In fact, at least at face value, the crime rate in Austria is relatively low. According to Interpol, the rape rate in Austria in 2001 was 7.12 per 100,000 people (the corresponding rate for the US was 31.77). The rate for aggravated assault the rate was 2.59 for Austria (318.55 for the US).
But there is an element of this case which is particular to Austria: its stringent legal provisions on privacy. It explains how Josef Fritzl was allowed to become the adoptive father of three children of Elisabeth's whom he left on the doorstep. He had a conviction for rape, of which his neighbours were well aware and there are reports of another conviction for arson. But because of the Austrian insistence that people convicted of a crime should be allowed to make a fresh start in life, the records of those convictions were expunged.
In Britain there is a similar provision, whereby anyone convicted of an offence carrying a prison term of less than three years can insist that there should, after 10 years, be no reference to the offence. However, at least in Britain, people who have committed rape will remain on the Sex Offenders Register. In Austria, these far graver offences are also dropped from the record. Josef Fritzl's clean slate meant that three children were subject to his authoritarian control despite the fact that he and his wife were visited regularly by social services.
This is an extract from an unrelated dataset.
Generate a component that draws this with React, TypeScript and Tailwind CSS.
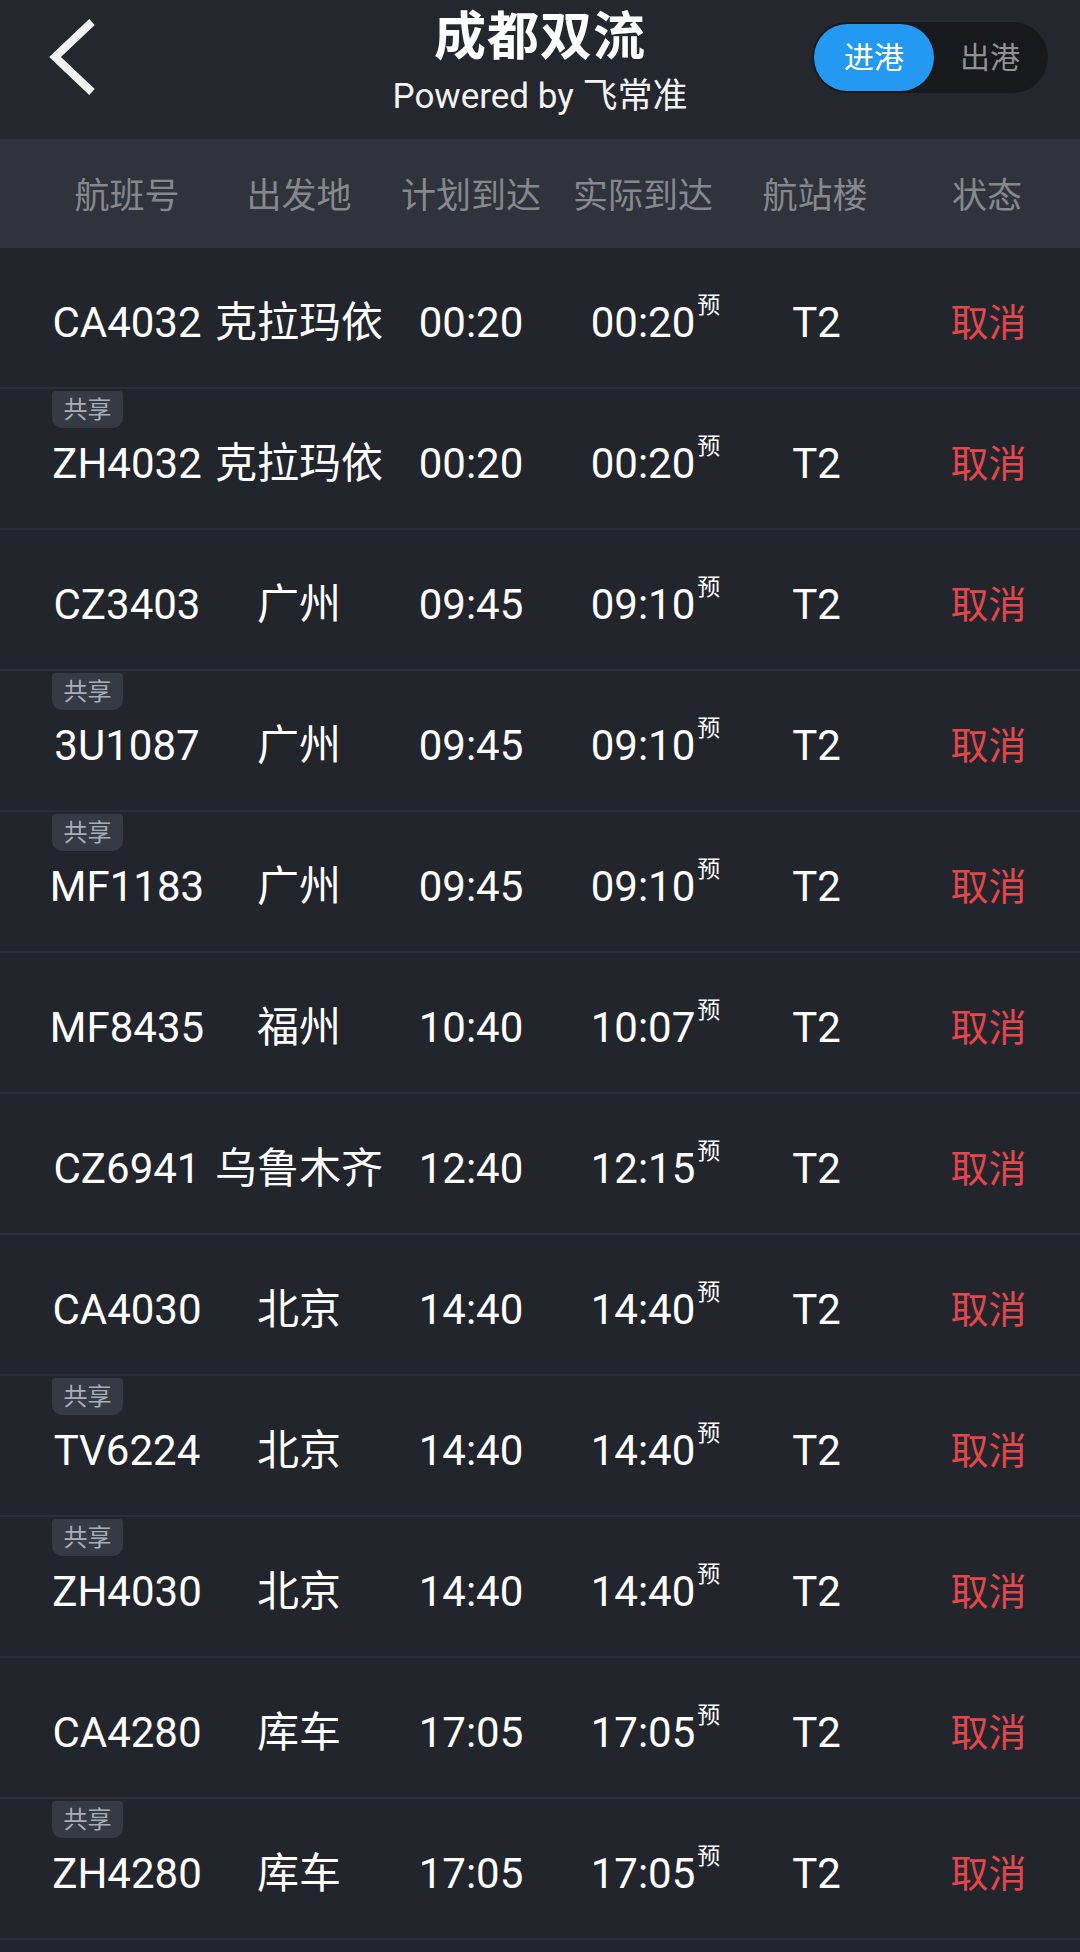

Its draconian privacy laws have meant that Austrian politicians have shown increasing willingness to prosecute journalists who investigate their affairs. And strict data protection laws mean that Austrians are unable to find out the most simple details about public affairs – how and by whom planning permission is obtained, for instance. Privacy laws help to keep the darker aspects of public and private life away from light and air. There is also the related question of police competence, which has been powerfully evident in this affair. But police incompetence, alas, is not a phenomenon that can be linked to Austria's Nazi past.
Right now, the poor mushroom children born of incestuous rape are growing used to the sun, the moon, to other people, to life in three dimensions. If they can ever make anything like a normal life for themselves, the real lesson of this horror will be that the resilience of the human spirit is even greater than we thought.